By Wall Street's main yardstick - the company's share price levels - Toyota is the world's ninth most valuable company, and is now worth more than double the combined value of GM, Ford and DaimlerChrysler.
Japanese analysts agree that even by Japan's standards, Toyota is unique.
"Toyota is a model company in the field of environmental management and resource productivity," said Ryoichi Yamamoto, a professor of environmental materials design at the Institute of Industrial Science of the University of Tokyo.
Yamamoto cited Toyota's steps to improve the recyclability of its cars, its reduction of waste and pollution in its manufacturing plants, and its focus on fuel efficiency. "Other companies are trying to imitate it, but they have not yet reached the same level," he said.
Some environmentalists disagree.
"Toyota is two-faced," said Yurika Ayukawa, director of the climate change program at the World Wildlife Fund of Japan. "It wants to be seen as an eco-company, as environmentally committed, but it's really just business as usual."
Ayukawa noted that Toyota has joined with U.S. automakers in filing lawsuits in state and federal court seeking to block California's landmark 2004 rule ordering all automakers to reduce the greenhouse gas emissions of the cars they sell.
Masayuki Sasanouchi, general manager of Toyota's environmental affairs division, defended the company's attack on the California rules.
"We understand climate change is a federal issue, so we don't think California has a right to legislate it," he said. "We don't believe carbon dioxide is the same as a pollutant, and for this reason it's not covered under the Clean Air Act," he said, referring to the 1977 law, amended in 1990, that gives California the right to set air-quality standards different from the federal government's rules.
In fact, Toyota probably would benefit if the new California rule goes into effect in 2009 as scheduled, because its cars produce less emissions than its competitors' cars.

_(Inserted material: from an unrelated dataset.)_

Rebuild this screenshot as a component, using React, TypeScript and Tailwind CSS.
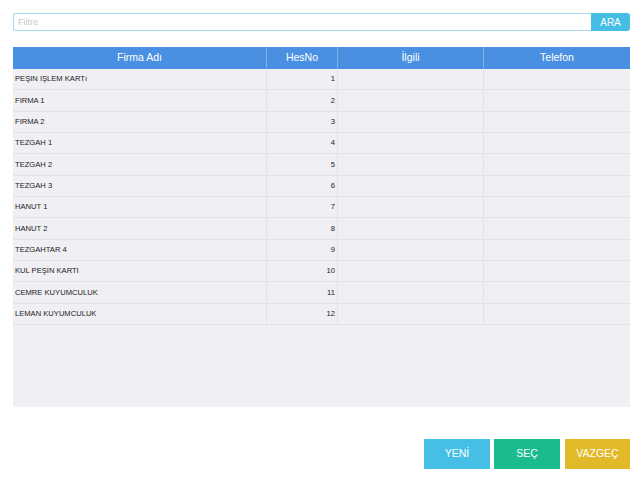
import type { FC } from "react";

type Firma = { name: string; no: number };

const firmalar: Firma[] = [
  { name: "PEŞIN IŞLEM KARTı", no: 1 },
  { name: "FIRMA 1", no: 2 },
  { name: "FIRMA 2", no: 3 },
  { name: "TEZGAH 1", no: 4 },
  { name: "TEZGAH 2", no: 5 },
  { name: "TEZGAH 3", no: 6 },
  { name: "HANUT 1", no: 7 },
  { name: "HANUT 2", no: 8 },
  { name: "TEZGAHTAR 4", no: 9 },
  { name: "KUL PEŞİN KARTI", no: 10 },
  { name: "CEMRE KUYUMCULUK", no: 11 },
  { name: "LEMAN KUYUMCULUK", no: 12 },
];

const cols = "grid grid-cols-[254px_71px_146px_1fr]";

const Row: FC<{ firma: Firma }> = ({ firma }) => (
  <div className={`${cols} h-[21.33px] border-b border-[#e2e2e7] text-[7.6px] text-[#222]`}>
    <div className="flex items-center pl-[2px] border-r border-[#e2e2e7]">{firma.name}</div>
    <div className="flex items-center justify-end pr-[2px] border-r border-[#e2e2e7]">{firma.no}</div>
    <div className="border-r border-[#e2e2e7]" />
    <div />
  </div>
);

export default function App() {
  return (
    <div
      className="w-[643px] h-[482px] bg-white flex flex-col px-[13px] pt-[13px]"
      style={{ fontFamily: '"Liberation Sans", Arial, sans-serif' }}
    >
      <div className="flex h-[18px]">
        <input
          type="text"
          placeholder="Filtre"
          className="flex-1 min-w-0 h-full border border-[#a6dced] rounded-l-[3px] border-r-0 px-[4px] text-[9px] placeholder:text-[#c8c8c8] outline-none"
        />
        <button className="w-[39px] h-full bg-[#46bde5] text-white text-[10px] rounded-r-[3px]">
          ARA
        </button>
      </div>

      <div className="mt-[16px] h-[360px] bg-[#efeff4] flex flex-col">
        <div className={`${cols} h-[22px] bg-[#4a90e2] text-white text-[10.5px]`}>
          <div className="flex items-center justify-center border-r border-[#7fb0ea]">Firma Adı</div>
          <div className="flex items-center justify-center border-r border-[#7fb0ea]">HesNo</div>
          <div className="flex items-center justify-center border-r border-[#7fb0ea]">İlgili</div>
          <div className="flex items-center justify-center">Telefon</div>
        </div>
        {firmalar.map((f) => (
          <Row key={f.no} firma={f} />
        ))}
      </div>

      <div className="mt-[32px] flex justify-end gap-[4px]">
        <button className="w-[66px] h-[30px] bg-[#46bfe6] text-white text-[10.5px]">YENİ</button>
        <button className="w-[66px] h-[30px] bg-[#1abc8f] text-white text-[10.5px]">SEÇ</button>
        <button className="w-[65px] h-[30px] bg-[#e2b928] text-white text-[10.5px] ml-[1px]">VAZGEÇ</button>
      </div>
    </div>
  );
}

But some analysts said Toyota seems to have bowed to larger political concerns, calculating that by allying with the politically powerful Detroit automakers on the anti-environment lawsuits, it could defuse pressure in Congress for anti-Japanese tariffs.
"Toyota is hypersensitive to the potential for protectionist backlash," Jeffrey Liker said, pointing out that Toyota's exports from Japan to North America are growing fast, reaching 940,000 cars in 2005, up 16 percent from 2004.
Environmentalists also have criticized Toyota for using hybrid technology to boost the horsepower and acceleration, rather than fuel efficiency, of its new Lexus RX 400h and Highlander hybrid models.
And under U.S. fuel-efficiency rules, the high mileage of the Prius helps Toyota comply with fleet averages even as it launches gas guzzlers like a larger, beefed-up version of the Tundra, its big pickup.
For Toyota, whose U.S. sales are soaring while American automakers' sales are slumping, there is never time for bragging.
A hybrid version of the best-selling Camry will be released this autumn. Ogiso said his team of engineers is working on a new version of the Prius and other hybrid projects.
"We need to continue working hard," Ogiso said. "We need to be making drastic improvements."